▶ [Short task]
Below is a listing to transcribe in full and exactly; keep the pictures out.

▶ [Information supplied]
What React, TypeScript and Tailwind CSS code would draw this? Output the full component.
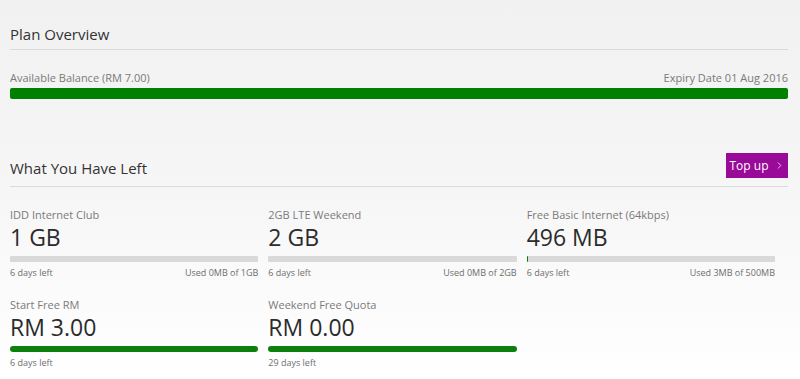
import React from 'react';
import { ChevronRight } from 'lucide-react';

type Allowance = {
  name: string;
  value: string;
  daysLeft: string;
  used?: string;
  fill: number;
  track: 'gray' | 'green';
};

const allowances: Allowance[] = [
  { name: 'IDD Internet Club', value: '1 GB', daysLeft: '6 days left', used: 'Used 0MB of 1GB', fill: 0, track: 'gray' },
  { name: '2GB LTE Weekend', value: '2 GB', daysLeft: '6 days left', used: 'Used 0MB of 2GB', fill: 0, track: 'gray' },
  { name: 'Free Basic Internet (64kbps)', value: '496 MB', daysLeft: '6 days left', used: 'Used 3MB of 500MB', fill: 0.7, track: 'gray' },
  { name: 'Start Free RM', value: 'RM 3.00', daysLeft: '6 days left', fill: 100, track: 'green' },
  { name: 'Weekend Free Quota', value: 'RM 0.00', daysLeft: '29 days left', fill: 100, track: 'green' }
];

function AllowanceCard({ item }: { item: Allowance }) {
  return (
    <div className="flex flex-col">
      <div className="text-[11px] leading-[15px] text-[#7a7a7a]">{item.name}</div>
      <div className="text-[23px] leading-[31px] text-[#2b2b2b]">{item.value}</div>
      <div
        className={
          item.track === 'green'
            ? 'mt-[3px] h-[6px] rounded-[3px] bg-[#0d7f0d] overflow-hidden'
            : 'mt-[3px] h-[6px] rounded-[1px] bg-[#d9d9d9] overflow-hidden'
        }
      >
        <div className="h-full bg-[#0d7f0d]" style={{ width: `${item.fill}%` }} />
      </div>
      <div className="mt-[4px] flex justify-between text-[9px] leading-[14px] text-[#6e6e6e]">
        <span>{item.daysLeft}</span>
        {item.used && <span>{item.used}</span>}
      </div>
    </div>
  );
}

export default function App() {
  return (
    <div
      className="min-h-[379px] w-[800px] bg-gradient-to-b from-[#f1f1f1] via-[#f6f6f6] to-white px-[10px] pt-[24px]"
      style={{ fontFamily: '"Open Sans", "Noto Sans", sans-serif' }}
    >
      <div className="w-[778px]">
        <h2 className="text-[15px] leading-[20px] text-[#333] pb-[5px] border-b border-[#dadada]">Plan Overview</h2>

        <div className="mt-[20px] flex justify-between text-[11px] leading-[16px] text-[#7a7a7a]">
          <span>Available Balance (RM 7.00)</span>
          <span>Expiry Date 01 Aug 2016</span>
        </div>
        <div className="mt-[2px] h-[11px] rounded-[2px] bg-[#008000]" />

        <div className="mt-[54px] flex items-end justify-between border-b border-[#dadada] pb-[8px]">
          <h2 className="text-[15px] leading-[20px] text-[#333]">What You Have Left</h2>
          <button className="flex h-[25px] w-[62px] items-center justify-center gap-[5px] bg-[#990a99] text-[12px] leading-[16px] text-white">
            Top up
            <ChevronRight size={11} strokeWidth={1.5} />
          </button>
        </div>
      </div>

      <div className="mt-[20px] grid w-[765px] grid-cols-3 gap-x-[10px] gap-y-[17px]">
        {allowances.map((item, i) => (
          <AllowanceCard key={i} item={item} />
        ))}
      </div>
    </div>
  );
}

▶ [Written solution]
What React, TypeScript and Tailwind CSS code would draw this? Output the full component.
import React from 'react';
import { ChevronRight } from 'lucide-react';

type Allowance = {
  name: string;
  value: string;
  daysLeft: string;
  used?: string;
  fill: number;
  track: 'gray' | 'green';
};

const allowances: Allowance[] = [
  { name: 'IDD Internet Club', value: '1 GB', daysLeft: '6 days left', used: 'Used 0MB of 1GB', fill: 0, track: 'gray' },
  { name: '2GB LTE Weekend', value: '2 GB', daysLeft: '6 days left', used: 'Used 0MB of 2GB', fill: 0, track: 'gray' },
  { name: 'Free Basic Internet (64kbps)', value: '496 MB', daysLeft: '6 days left', used: 'Used 3MB of 500MB', fill: 0.7, track: 'gray' },
  { name: 'Start Free RM', value: 'RM 3.00', daysLeft: '6 days left', fill: 100, track: 'green' },
  { name: 'Weekend Free Quota', value: 'RM 0.00', daysLeft: '29 days left', fill: 100, track: 'green' }
];

function AllowanceCard({ item }: { item: Allowance }) {
  return (
    <div className="flex flex-col">
      <div className="text-[11px] leading-[15px] text-[#7a7a7a]">{item.name}</div>
      <div className="text-[23px] leading-[31px] text-[#2b2b2b]">{item.value}</div>
      <div
        className={
          item.track === 'green'
            ? 'mt-[3px] h-[6px] rounded-[3px] bg-[#0d7f0d] overflow-hidden'
            : 'mt-[3px] h-[6px] rounded-[1px] bg-[#d9d9d9] overflow-hidden'
        }
      >
        <div className="h-full bg-[#0d7f0d]" style={{ width: `${item.fill}%` }} />
      </div>
      <div className="mt-[4px] flex justify-between text-[9px] leading-[14px] text-[#6e6e6e]">
        <span>{item.daysLeft}</span>
        {item.used && <span>{item.used}</span>}
      </div>
    </div>
  );
}

export default function App() {
  return (
    <div
      className="min-h-[379px] w-[800px] bg-gradient-to-b from-[#f1f1f1] via-[#f6f6f6] to-white px-[10px] pt-[24px]"
      style={{ fontFamily: '"Open Sans", "Noto Sans", sans-serif' }}
    >
      <div className="w-[778px]">
        <h2 className="text-[15px] leading-[20px] text-[#333] pb-[5px] border-b border-[#dadada]">Plan Overview</h2>

        <div className="mt-[20px] flex justify-between text-[11px] leading-[16px] text-[#7a7a7a]">
          <span>Available Balance (RM 7.00)</span>
          <span>Expiry Date 01 Aug 2016</span>
        </div>
        <div className="mt-[2px] h-[11px] rounded-[2px] bg-[#008000]" />

        <div className="mt-[54px] flex items-end justify-between border-b border-[#dadada] pb-[8px]">
          <h2 className="text-[15px] leading-[20px] text-[#333]">What You Have Left</h2>
          <button className="flex h-[25px] w-[62px] items-center justify-center gap-[5px] bg-[#990a99] text-[12px] leading-[16px] text-white">
            Top up
            <ChevronRight size={11} strokeWidth={1.5} />
          </button>
        </div>
      </div>

      <div className="mt-[20px] grid w-[765px] grid-cols-3 gap-x-[10px] gap-y-[17px]">
        {allowances.map((item, i) => (
          <AllowanceCard key={i} item={item} />
        ))}
      </div>
    </div>
  );
}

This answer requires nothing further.